Charles’s gaze narrowed. “You met with him, then?”
She and Charles had been together most of the day on Sunday, roaming around at an art fair, stopping at a local wine-tasting. Having dinner...
She nodded. “Today. For lunch. Or rather, during my lunch break. I didn’t actually eat lunch with him.”
That detail seemed to matter to her a lot. She’d mentioned it to Raine, too.
Although she’d eaten the salad he’d brought. Like he’d said, it was her favorite. He’d paid good money for it. And she’d needed to eat.
Sitting forward, his elbows on his knees, Charles pursed his lips and glanced toward the ocean again. His hands weren’t clasped, leaving his body language open. He wasn’t completely writing her off yet.
“I should’ve told you Saturday night when he asked, or Sunday, even.”
He looked back at her. Nodded.
She’d disappointed him. She hated that. He didn’t deserve it.

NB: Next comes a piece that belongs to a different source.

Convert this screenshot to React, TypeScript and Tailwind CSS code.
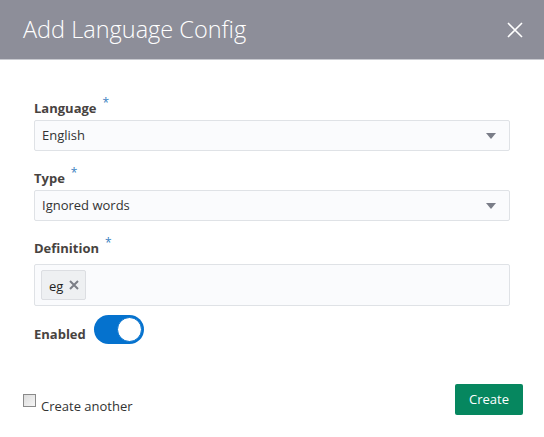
import React from "react";

function Caret() {
  return (
    <svg width="10" height="6" viewBox="0 0 10 6" className="shrink-0">
      <path d="M0 0 H10 L5 6 Z" fill="#7a7d88" />
    </svg>
  );
}

function Label({ text, className = "" }: { text: string; className?: string }) {
  return (
    <div className={`flex h-5 items-center text-[13px] font-bold text-[#48433f] ${className}`}>
      {text}
      <span className="relative -top-[6px] ml-[6px] text-[12px] font-normal text-[#3a7fc1]">*</span>
    </div>
  );
}

function Select({ value }: { value: string }) {
  return (
    <div className="mt-[1px] flex h-[31px] items-center justify-between rounded-[2px] border border-[#dfe2e6] bg-[#fafbfd] pl-[7px] pr-[13px] text-[13px] text-[#333333]">
      <span>{value}</span>
      <Caret />
    </div>
  );
}

export default function App() {
  const [enabled, setEnabled] = React.useState(true);
  const [another, setAnother] = React.useState(false);
  return (
    <div className="h-[437px] w-[544px] bg-white font-['Open_Sans',sans-serif]">
      <div className="flex h-[60px] items-center justify-between border-b border-[#c9cad0] bg-[#8d8e99] pl-[23px] pr-[21px]">
        <h1 className="text-[23.5px] font-light text-white">Add Language Config</h1>
        <svg width="16" height="16" viewBox="0 0 16 16">
          <path d="M1 1 L15 15 M15 1 L1 15" stroke="white" strokeWidth="1.6" />
        </svg>
      </div>

      <div className="px-[34px] pt-[39px]">
        <Label text="Language" />
        <Select value="English" />

        <Label text="Type" className="mt-[18px]" />
        <Select value="Ignored words" />

        <Label text="Definition" className="mt-[18px]" />
        <div className="mt-[5px] flex h-[42px] items-center rounded-[2px] border border-[#dfe2e6] bg-[#fafbfd] px-[6px]">
          <div className="flex h-[30px] items-center gap-[6px] rounded-[2px] border border-[#dcdee2] bg-[#eef0f2] pl-[7px] pr-[6px] text-[13px] text-[#222]">
            <span className="pt-[3px]">eg</span>
            <svg width="10" height="10" viewBox="0 0 10 10">
              <path d="M1 1 L9 9 M9 1 L1 9" stroke="#7b7e86" strokeWidth="2" />
            </svg>
          </div>
        </div>

        <div className="mt-[9px] flex items-start">
          <span className="mt-[11px] text-[13px] font-bold leading-[16px] text-[#48433f]">Enabled</span>
          <button
            onClick={() => setEnabled(!enabled)}
            className={`ml-[8px] flex h-[29px] w-[50px] items-center rounded-full ${enabled ? "justify-end bg-[#0572ce]" : "justify-start bg-[#c3c5cb]"} p-[2px]`}
          >
            <span className="h-[25px] w-[25px] rounded-full border border-[#0572ce] bg-white" />
          </button>
        </div>
      </div>

      <div className="mt-[40px] flex items-start justify-between pl-[23px] pr-[21px]">
        <label className="mt-[10px] flex cursor-pointer items-start gap-[5px] text-[13px] text-[#333]">
          <input
            type="checkbox"
            checked={another}
            onChange={() => setAnother(!another)}
            className="mt-0 h-[13px] w-[13px] appearance-none border border-[#8a8a8a] bg-gradient-to-br from-[#dcdcdc] to-[#f6f6f6]"
          />
          <span className="mt-[3px] leading-[18px]">Create another</span>
        </label>
        <button className="h-[31px] rounded-[2px] bg-[#06875f] px-[14px] text-[13px] text-white">Create</button>
      </div>
    </div>
  );
}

“And that’s part of the problem,” she said, standing straighter. When she’d promised to marry him, she hadn’t realized she couldn’t. And she’d allowed a party to celebrate their engagement, with no idea that she wouldn’t be able to go through with it. But she’d purposely withheld information from him...and that was inexcusable.

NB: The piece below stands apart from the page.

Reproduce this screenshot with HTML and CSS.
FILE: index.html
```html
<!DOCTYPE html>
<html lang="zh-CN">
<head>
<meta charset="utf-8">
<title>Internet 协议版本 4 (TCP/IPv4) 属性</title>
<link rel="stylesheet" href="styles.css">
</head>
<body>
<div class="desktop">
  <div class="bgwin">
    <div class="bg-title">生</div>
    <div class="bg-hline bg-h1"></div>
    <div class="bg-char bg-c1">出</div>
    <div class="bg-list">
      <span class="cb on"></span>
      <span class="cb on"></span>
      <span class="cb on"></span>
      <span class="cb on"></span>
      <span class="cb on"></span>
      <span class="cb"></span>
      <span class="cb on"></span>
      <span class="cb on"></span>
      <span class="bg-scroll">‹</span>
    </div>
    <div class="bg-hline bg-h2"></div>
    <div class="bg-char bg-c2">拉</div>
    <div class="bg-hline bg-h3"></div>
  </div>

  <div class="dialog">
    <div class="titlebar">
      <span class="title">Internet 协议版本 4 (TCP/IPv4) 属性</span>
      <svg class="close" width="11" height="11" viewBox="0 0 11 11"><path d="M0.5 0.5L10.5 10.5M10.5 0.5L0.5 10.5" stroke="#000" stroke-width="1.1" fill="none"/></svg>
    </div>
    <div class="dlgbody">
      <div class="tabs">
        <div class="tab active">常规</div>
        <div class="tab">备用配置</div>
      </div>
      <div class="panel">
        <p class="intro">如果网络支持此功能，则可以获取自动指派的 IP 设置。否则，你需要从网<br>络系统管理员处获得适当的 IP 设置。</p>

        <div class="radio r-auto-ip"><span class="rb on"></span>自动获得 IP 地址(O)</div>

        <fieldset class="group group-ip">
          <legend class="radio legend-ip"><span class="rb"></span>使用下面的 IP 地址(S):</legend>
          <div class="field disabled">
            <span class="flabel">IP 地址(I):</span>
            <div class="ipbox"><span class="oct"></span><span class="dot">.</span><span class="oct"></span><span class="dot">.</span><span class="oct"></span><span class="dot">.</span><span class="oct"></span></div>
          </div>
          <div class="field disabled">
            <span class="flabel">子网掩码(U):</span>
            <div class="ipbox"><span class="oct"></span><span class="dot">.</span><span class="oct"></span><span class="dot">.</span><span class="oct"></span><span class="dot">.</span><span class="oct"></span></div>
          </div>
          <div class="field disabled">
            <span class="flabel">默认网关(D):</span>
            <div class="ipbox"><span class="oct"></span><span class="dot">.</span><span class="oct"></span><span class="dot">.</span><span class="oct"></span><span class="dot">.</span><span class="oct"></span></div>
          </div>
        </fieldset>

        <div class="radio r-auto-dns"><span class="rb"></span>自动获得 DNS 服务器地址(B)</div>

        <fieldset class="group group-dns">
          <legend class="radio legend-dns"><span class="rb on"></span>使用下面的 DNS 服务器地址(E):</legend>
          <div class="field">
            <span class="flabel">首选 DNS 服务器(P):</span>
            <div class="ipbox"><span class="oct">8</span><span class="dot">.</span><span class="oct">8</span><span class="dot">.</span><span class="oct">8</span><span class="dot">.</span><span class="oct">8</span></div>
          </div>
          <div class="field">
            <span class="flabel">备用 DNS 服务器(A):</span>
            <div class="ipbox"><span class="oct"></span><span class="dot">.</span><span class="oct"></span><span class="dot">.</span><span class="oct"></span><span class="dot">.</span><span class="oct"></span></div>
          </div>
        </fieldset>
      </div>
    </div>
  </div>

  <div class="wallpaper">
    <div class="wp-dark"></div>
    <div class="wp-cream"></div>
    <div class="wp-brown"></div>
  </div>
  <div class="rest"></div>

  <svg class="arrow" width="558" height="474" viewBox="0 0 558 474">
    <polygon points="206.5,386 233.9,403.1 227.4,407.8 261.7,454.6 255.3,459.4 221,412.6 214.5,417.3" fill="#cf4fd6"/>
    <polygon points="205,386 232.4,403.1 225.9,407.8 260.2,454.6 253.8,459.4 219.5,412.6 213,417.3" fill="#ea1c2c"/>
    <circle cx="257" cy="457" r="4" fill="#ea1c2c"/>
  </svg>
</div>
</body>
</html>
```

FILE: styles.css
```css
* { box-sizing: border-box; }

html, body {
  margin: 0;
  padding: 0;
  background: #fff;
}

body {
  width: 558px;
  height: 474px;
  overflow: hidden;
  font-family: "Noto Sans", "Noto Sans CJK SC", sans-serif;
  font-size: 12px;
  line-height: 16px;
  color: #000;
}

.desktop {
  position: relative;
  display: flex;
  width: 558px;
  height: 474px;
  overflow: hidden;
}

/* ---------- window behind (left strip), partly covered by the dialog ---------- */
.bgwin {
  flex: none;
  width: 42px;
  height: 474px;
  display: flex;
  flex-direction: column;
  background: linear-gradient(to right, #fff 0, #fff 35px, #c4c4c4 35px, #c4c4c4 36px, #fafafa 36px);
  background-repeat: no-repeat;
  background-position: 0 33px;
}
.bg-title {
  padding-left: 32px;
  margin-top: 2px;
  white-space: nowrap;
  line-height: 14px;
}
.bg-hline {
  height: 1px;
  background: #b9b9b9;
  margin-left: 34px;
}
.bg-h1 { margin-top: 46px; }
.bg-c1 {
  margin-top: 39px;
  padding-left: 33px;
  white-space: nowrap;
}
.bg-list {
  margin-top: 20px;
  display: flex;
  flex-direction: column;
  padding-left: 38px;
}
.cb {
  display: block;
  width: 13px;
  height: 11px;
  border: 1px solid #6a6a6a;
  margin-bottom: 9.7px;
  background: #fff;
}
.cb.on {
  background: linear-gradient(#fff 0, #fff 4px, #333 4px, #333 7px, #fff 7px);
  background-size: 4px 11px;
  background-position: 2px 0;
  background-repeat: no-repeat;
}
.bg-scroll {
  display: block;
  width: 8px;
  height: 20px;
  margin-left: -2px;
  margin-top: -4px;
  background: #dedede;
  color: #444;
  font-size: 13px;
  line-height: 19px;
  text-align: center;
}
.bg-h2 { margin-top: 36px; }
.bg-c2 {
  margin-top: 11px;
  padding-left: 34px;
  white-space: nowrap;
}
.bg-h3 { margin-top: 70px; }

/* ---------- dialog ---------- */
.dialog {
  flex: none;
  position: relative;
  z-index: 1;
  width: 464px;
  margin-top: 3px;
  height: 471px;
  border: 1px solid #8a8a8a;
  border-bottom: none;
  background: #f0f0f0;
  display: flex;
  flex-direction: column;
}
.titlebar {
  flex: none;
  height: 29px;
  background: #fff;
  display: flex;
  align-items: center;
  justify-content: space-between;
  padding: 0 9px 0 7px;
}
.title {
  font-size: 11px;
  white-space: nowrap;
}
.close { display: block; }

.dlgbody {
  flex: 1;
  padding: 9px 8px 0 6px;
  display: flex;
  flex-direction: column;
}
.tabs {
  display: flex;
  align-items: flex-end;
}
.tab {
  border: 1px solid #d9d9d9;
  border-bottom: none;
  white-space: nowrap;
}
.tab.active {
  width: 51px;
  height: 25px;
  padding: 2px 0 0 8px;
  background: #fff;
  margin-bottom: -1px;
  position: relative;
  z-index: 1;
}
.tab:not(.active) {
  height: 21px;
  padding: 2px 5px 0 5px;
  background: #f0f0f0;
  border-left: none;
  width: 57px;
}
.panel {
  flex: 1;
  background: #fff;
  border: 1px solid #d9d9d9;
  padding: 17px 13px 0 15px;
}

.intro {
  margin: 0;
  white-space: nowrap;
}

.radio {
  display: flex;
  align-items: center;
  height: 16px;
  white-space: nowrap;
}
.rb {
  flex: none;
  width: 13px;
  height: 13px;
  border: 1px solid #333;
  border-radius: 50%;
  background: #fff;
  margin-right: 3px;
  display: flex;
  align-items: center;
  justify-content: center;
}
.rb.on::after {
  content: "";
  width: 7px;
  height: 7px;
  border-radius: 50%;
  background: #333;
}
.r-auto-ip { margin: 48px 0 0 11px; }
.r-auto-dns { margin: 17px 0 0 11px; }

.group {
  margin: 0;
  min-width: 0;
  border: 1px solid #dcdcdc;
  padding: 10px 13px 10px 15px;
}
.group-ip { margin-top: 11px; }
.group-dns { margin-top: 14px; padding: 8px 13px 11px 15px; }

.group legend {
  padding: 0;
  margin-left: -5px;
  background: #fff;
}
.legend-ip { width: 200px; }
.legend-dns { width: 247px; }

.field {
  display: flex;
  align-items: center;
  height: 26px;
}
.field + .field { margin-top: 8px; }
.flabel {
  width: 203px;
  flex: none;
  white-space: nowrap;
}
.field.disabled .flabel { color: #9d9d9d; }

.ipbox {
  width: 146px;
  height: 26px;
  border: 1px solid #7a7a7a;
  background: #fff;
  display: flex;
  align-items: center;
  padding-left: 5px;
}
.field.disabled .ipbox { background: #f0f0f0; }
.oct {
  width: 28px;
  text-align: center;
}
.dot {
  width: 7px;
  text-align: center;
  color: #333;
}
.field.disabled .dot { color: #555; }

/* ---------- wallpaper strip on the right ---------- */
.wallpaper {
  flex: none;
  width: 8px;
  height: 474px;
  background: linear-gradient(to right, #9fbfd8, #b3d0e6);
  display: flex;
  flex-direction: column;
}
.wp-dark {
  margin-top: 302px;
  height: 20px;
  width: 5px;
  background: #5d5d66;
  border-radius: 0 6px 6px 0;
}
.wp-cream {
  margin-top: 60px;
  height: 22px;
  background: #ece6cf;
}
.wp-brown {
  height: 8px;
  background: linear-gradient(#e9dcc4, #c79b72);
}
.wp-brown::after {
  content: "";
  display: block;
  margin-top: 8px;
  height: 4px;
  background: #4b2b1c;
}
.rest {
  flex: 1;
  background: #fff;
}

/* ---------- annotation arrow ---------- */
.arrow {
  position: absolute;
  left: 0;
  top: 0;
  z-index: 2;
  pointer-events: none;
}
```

“I was afraid of your reaction, afraid you’d think what you seem to be thinking—that I’d still have feelings for Cedar. I wanted to find out what he wanted before I told you about it...”
“And now that you know, you’re telling me.” He sat back, lifted his ankle to his knee again and drank some wine, watching her.
“Yes.” Sort of.
“I want to hear about it, of course, about whatever business he had that still interests you, but I have a more pertinent question first.”
A feeling of dread ran through her. “What?”
“How could you possibly be afraid of my reaction? Have I ever...ever...given you cause to fear me? Or reacted in such a way that made you feel unsafe coming to me?” He seemed honestly perplexed.
“No, you haven’t,” she told him, feeling stronger in her purpose by the second. This was why Raine had been so concerned. She knew Heather wasn’t acting in a healthy manner. Or reacting in one.
“It’s me, Charles. I’m not emotionally healthy enough right now for a committed relationship. I overreacted totally. My fear of telling you about Cedar was irrational. And I was over-the-top with him, too. I was far ruder to him than I should’ve been, considering that I not only opened the door that he’d kept shut between us—out of respect—by inviting him to our party. And then by agreeing to meet with him.”
“Maybe you need to consider why you did either of those things.”
“I know why I did them.” She didn’t waver, although she was getting frustrated with having to continue trying to get anyone to understand her on this. “I did them because I know I’m over him. Because I also know that if he’s still in town, we’re bound to run into each other. Our fields tend to cross. It’s kind of surprising that they haven’t already over the past year.”
“Maybe he purposely stayed out of your way.”
“Maybe.” But the past year didn’t matter right now. “The point is, I was certain I’d be able to see him and that our encounter would be...empty...at best. I was hoping for a distant friendliness between acquaintances.”
Or some such thing. She and Cedar had a ton of shared memories. He was bound to creep into her mind now and then through the years. She’d like to know he was okay.
As long as it was from a distance.
“You said you were hoping as though that’s not what happened.”